Design rationale: Dropout is not trying to simulate a perfect Bayesian posterior, nor to fully train every submodel. It seeks an engineering-feasible ensemble bias. Weight sharing reduces ensemble diversity because the subnetworks cannot drift into entirely different functions, but it also keeps training cost near ordinary SGD. In 2012 that trade-off was extremely valuable: compute budgets did not allow repeated training of large neural ensembles.

Design 3: Test-time weight scaling — approximating random averaging with one deterministic network¶

Function: Remove random masks at inference time and use a full network with scaled weights to keep expected activations aligned.

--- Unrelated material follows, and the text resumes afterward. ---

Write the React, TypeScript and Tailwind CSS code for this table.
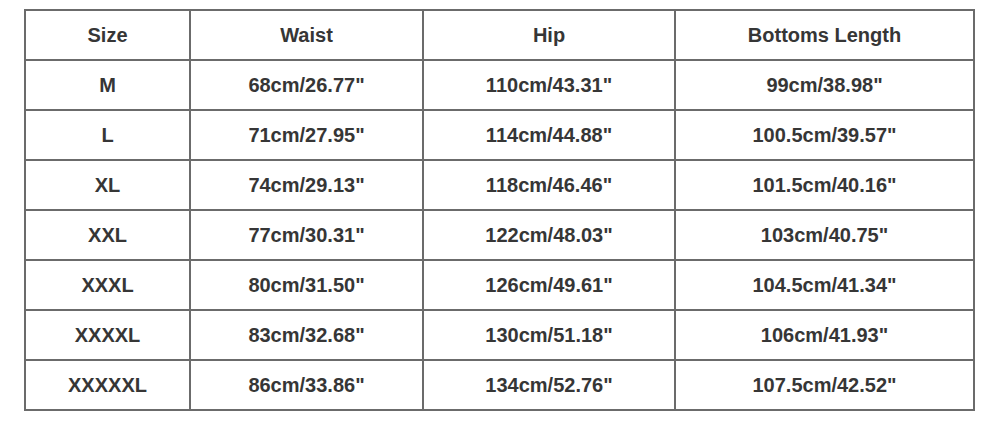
const headers = ["Size", "Waist", "Hip", "Bottoms Length"];

const rows: string[][] = [
  ["M", "68cm/26.77''", "110cm/43.31''", "99cm/38.98''"],
  ["L", "71cm/27.95''", "114cm/44.88''", "100.5cm/39.57''"],
  ["XL", "74cm/29.13''", "118cm/46.46''", "101.5cm/40.16''"],
  ["XXL", "77cm/30.31''", "122cm/48.03''", "103cm/40.75''"],
  ["XXXL", "80cm/31.50''", "126cm/49.61''", "104.5cm/41.34''"],
  ["XXXXL", "83cm/32.68''", "130cm/51.18''", "106cm/41.93''"],
  ["XXXXXL", "86cm/33.86''", "134cm/52.76''", "107.5cm/42.52''"],
];

const cell =
  "h-[50px] border-2 border-[#6b6b6b] text-center align-middle p-0";

export default function App() {
  return (
    <div className="w-[1000px] h-[421px] bg-white pt-[9px] pl-[24px] font-['Liberation_Sans',Arial,sans-serif] font-bold text-[20px] text-[#363636]">
      <table className="table-fixed border-collapse w-[949px]">
        <colgroup>
          <col className="w-[165px]" />
          <col className="w-[233px]" />
          <col className="w-[252px]" />
          <col className="w-[299px]" />
        </colgroup>
        <thead>
          <tr>
            {headers.map((h) => (
              <th key={h} className={cell + " font-bold"}>
                {h}
              </th>
            ))}
          </tr>
        </thead>
        <tbody>
          {rows.map((r) => (
            <tr key={r[0]}>
              {r.map((v, i) => (
                <td key={i} className={cell}>
                  {v.replace("''", '"')}
                </td>
              ))}
            </tr>
          ))}
        </tbody>
      </table>
    </div>
  );
}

The original paper uses test-time weight scaling: if a unit is retained during training with probability \(p\), then at test time all units are used but their outgoing weights are multiplied by \(p\). Equivalently, modern implementations often use inverted dropout: retained activations are divided by \(p\) during training, and inference does nothing special. The scaling happens at a different time, but the goal is the same: make the expected input received by the next layer consistent.

\[ \mathbb{E}[\tilde{h}_i]=\mathbb{E}[m_i h_i]=p h_i, \qquad W_{\text{test}}=pW_{\text{train}} \]

Without this scaling, every unit is active at test time and the next layer sees systematically larger inputs than it saw during training. That train/test distribution mismatch would break the method. Weight scaling is the bridge that lets dropout move from stochastic training back to deterministic inference.

def inverted_dropout(hidden, keep_prob, training, rng):
    if not training:
        return hidden
    mask = rng.bernoulli(p=keep_prob, size=hidden.shape)
    return hidden * mask / keep_prob

# Modern convention: inference is just the ordinary full network.
train_hidden = inverted_dropout(hidden, keep_prob=0.5, training=True, rng=rng)
test_hidden = inverted_dropout(hidden, keep_prob=0.5, training=False, rng=rng)

Scaling method	During training	During testing	Advantage	Risk
Original dropout	Do not scale activations	Multiply weights by \(p\)	Matches the paper's description	Inference needs special handling
Inverted dropout	Divide activations by \(p\)	Leave network unchanged	Modern framework default	Larger training-time variance
No scaling	Do not scale	Do not scale	Simplest implementation	Train/test scale mismatch
Monte Carlo dropout	Keep random masks	Average many samples	Gives uncertainty estimates	Higher inference cost

Design rationale: The paper has to resolve a tension: training is random, but testing must be stable. Full Monte Carlo averaging is closer to the ensemble story, but it costs many forward passes. No scaling is cheap but exposes the network at inference to activation scales it never trained under. Weight scaling is a very 2012 engineering decision: sacrifice some theoretical precision in exchange for almost zero-cost inference.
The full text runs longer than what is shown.